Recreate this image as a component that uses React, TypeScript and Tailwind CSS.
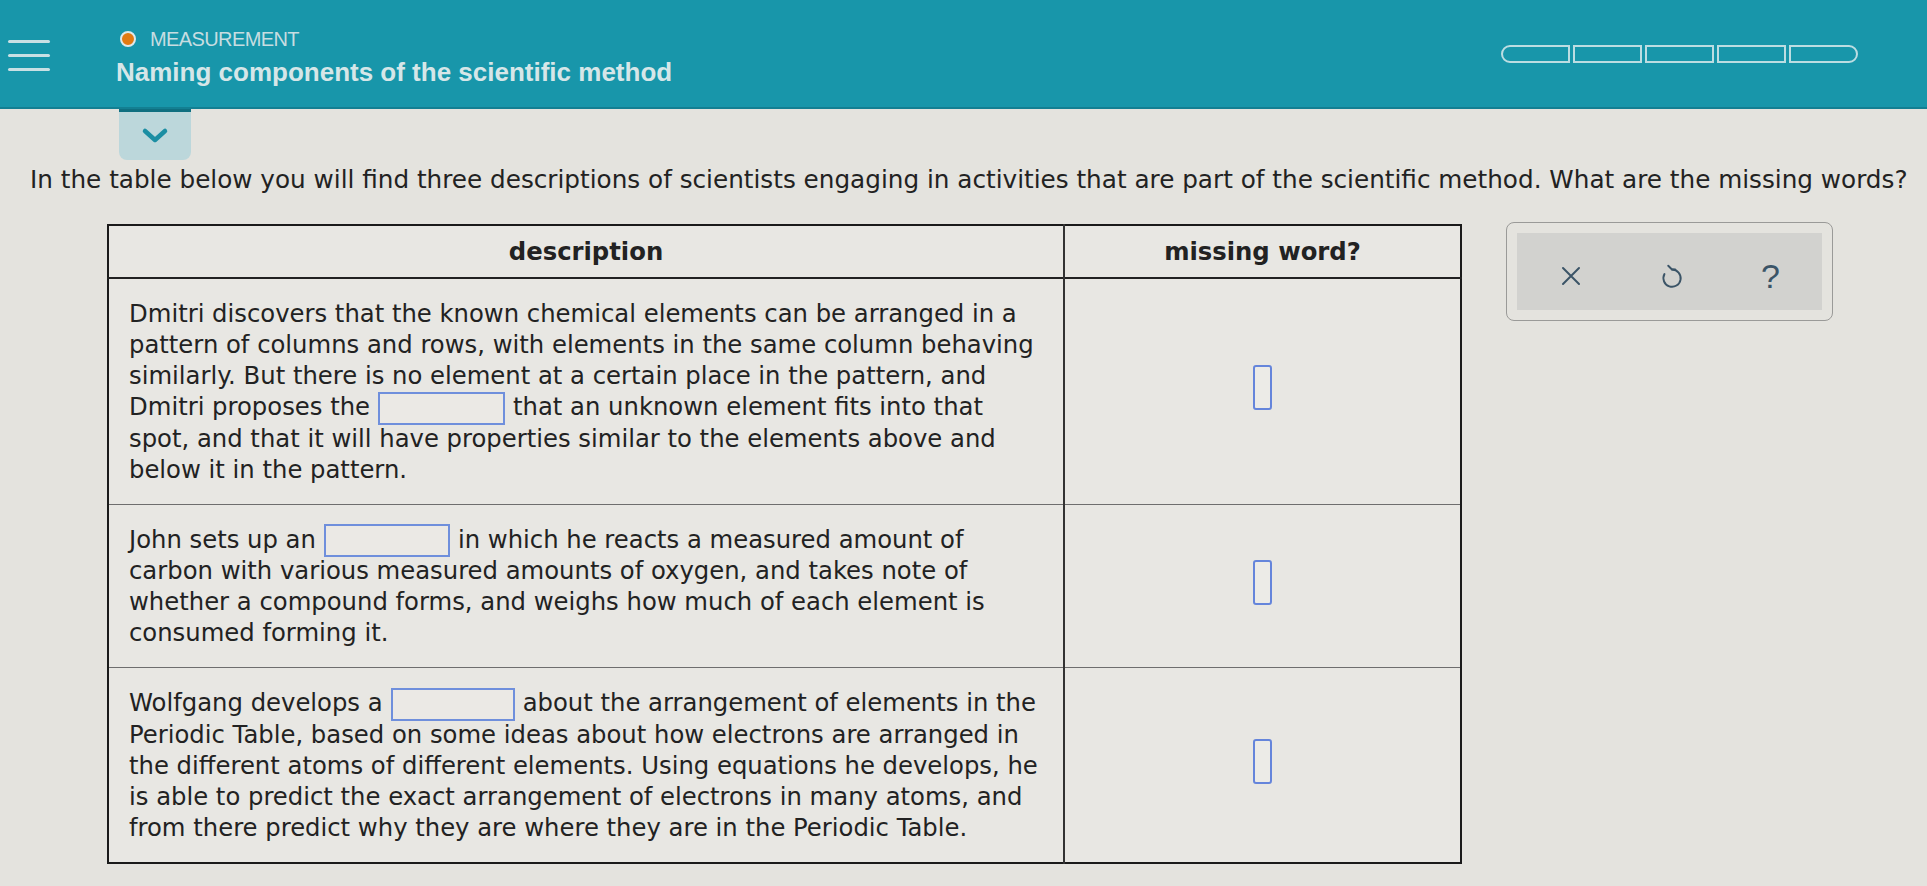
import React from 'react';

/** Inline blank inside a sentence */
function Blank({ w = 127 }: { w?: number }) {
  return (
    <span
      className="mx-[8px] inline-block h-[33px] -my-[2px] align-middle border-2 border-[#6f8fdc] bg-[#ebe9e5]"
      style={{ width: w }}
    />
  );
}

/** Small answer slot in the right column */
function Slot() {
  return <span className="inline-block h-[45px] w-[19px] rounded-[3px] border-2 border-[#6585db] bg-[#ecebe7]" />;
}

const rows: React.ReactNode[][] = [
  [
    'Dmitri discovers that the known chemical elements can be arranged in a',
    'pattern of columns and rows, with elements in the same column behaving',
    'similarly. But there is no element at a certain place in the pattern, and',
    <>Dmitri proposes the<Blank />that an unknown element fits into that</>,
    'spot, and that it will have properties similar to the elements above and',
    'below it in the pattern.',
  ],
  [
    <>John sets up an<Blank w={126} />in which he reacts a measured amount of</>,
    'carbon with various measured amounts of oxygen, and takes note of',
    'whether a compound forms, and weighs how much of each element is',
    'consumed forming it.',
  ],
  [
    <>Wolfgang develops a<Blank w={124} />about the arrangement of elements in the</>,
    'Periodic Table, based on some ideas about how electrons are arranged in',
    'the different atoms of different elements. Using equations he develops, he',
    'is able to predict the exact arrangement of electrons in many atoms, and',
    'from there predict why they are where they are in the Periodic Table.',
  ],
];

export default function App() {
  return (
    <div className="min-h-[886px] w-full bg-[#e4e3de] font-['DejaVu_Sans',sans-serif] text-[#222]">
      {/* Top bar */}
      <div className="flex h-[109px] items-start bg-[#1896aa] shadow-[inset_0_-2px_0_#137f92]">
        <div className="ml-[8px] mt-[40px] flex w-[42px] flex-col gap-[11px]">
          <span className="h-[3px] rounded bg-[#c9e0e4]" />
          <span className="h-[3px] rounded bg-[#c9e0e4]" />
          <span className="h-[3px] rounded bg-[#c9e0e4]" />
        </div>
        <div className="ml-[66px] mt-[28px] font-['Liberation_Sans',Arial,sans-serif]">
          <div className="flex items-center gap-[14px]">
            <span className="ml-[4px] h-[16px] w-[16px] rounded-full border-2 border-[#dfe9ea] bg-[#e27a12]" />
            <span className="text-[20px] leading-[22px] tracking-[-0.6px] text-[#c7dde1]">MEASUREMENT</span>
          </div>
          <div className="mt-[7px] text-[26px] font-bold leading-[30px] text-[#d6e6e8]">
            Naming components of the scientific method
          </div>
        </div>
        <div className="ml-auto mr-[69px] mt-[45px] flex gap-[3px]">
          {[0, 1, 2, 3, 4].map((i) => (
            <span
              key={i}
              className={`h-[18px] w-[69px] border-2 border-[#bcdde2] ${
                i === 0 ? 'rounded-l-full' : i === 4 ? 'rounded-r-full' : ''
              }`}
            />
          ))}
        </div>
      </div>

      {/* Collapse tab */}
      <div className="ml-[119px] flex h-[51px] w-[72px] items-center justify-center rounded-b-[8px] border-t-[3px] border-[#0f6f80] bg-[#bcd7db]">
        <svg width="28" height="18" viewBox="0 0 28 18" fill="none" stroke="#1b8ea3" strokeWidth="4.5" strokeLinecap="round" strokeLinejoin="round">
          <path d="M4 4l10 9 10-9" />
        </svg>
      </div>

      <p className="ml-[30px] mt-[5px] text-[24.7px] leading-[30px] whitespace-nowrap">
        In the table below you will find three descriptions of scientists engaging in activities that are part of the scientific method. What are the missing words?
      </p>

      <div className="mt-[29px] flex items-start">
        <table className="ml-[107px] border-collapse border-2 border-[#1a1a1a] bg-[#e8e7e3] text-[24.3px] leading-[31px]">
          <thead>
            <tr className="h-[53px] border-b-2 border-[#222]">
              <th className="w-[956px] border-r-2 border-[#333] font-bold">description</th>
              <th className="w-[397px] font-bold">missing word?</th>
            </tr>
          </thead>
          <tbody>
            {rows.map((lines, r) => (
              <tr key={r} className="border-t border-[#6e6e6e]">
                <td className="whitespace-nowrap border-r-2 border-[#333] px-[20px] py-[19px] align-top">
                  {lines.map((line, i) => (
                    <div key={i}>{line}</div>
                  ))}
                </td>
                <td className="text-center align-middle">
                  <Slot />
                </td>
              </tr>
            ))}
          </tbody>
        </table>

        {/* Tools panel */}
        <div className="ml-[44px] -mt-[2px] w-[327px] rounded-[8px] border-[1.5px] border-[#9a9a98] p-[10px]">
          <div className="flex h-[77px] items-center justify-center gap-[76px] bg-[#d2d2cf] pt-[8px] text-[#3b5467]">
            <svg width="24" height="24" viewBox="0 0 24 24" fill="none" stroke="currentColor" strokeWidth="2" strokeLinecap="round">
              <path d="M4 4l16 16M20 4L4 20" />
            </svg>
            <svg width="26" height="28" viewBox="0 0 24 26" fill="none" stroke="currentColor" strokeWidth="1.8" strokeLinecap="round" strokeLinejoin="round">
              <path d="M12 7a8 8 0 1 1-7 4.2" />
              <path d="M12 7L8.5 3.5M12 7H15" />
            </svg>
            <span className="font-['Liberation_Sans',Arial,sans-serif] text-[34px] font-light leading-none">?</span>
          </div>
        </div>
      </div>
    </div>
  );
}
━━━━━━━━━━━━━━━━
WHAT TO WORK ON: Find each line holding "that". Copy it out.

FULL RESPONSE:
Recreate this image as a component that uses React, TypeScript and Tailwind CSS.
    'Dmitri discovers that the known chemical elements can be arranged in a',
    <>Dmitri proposes the<Blank />that an unknown element fits into that</>,
    'spot, and that it will have properties similar to the elements above and',
        In the table below you will find three descriptions of scientists engaging in activities that are part of the scientific method. What are the missing words?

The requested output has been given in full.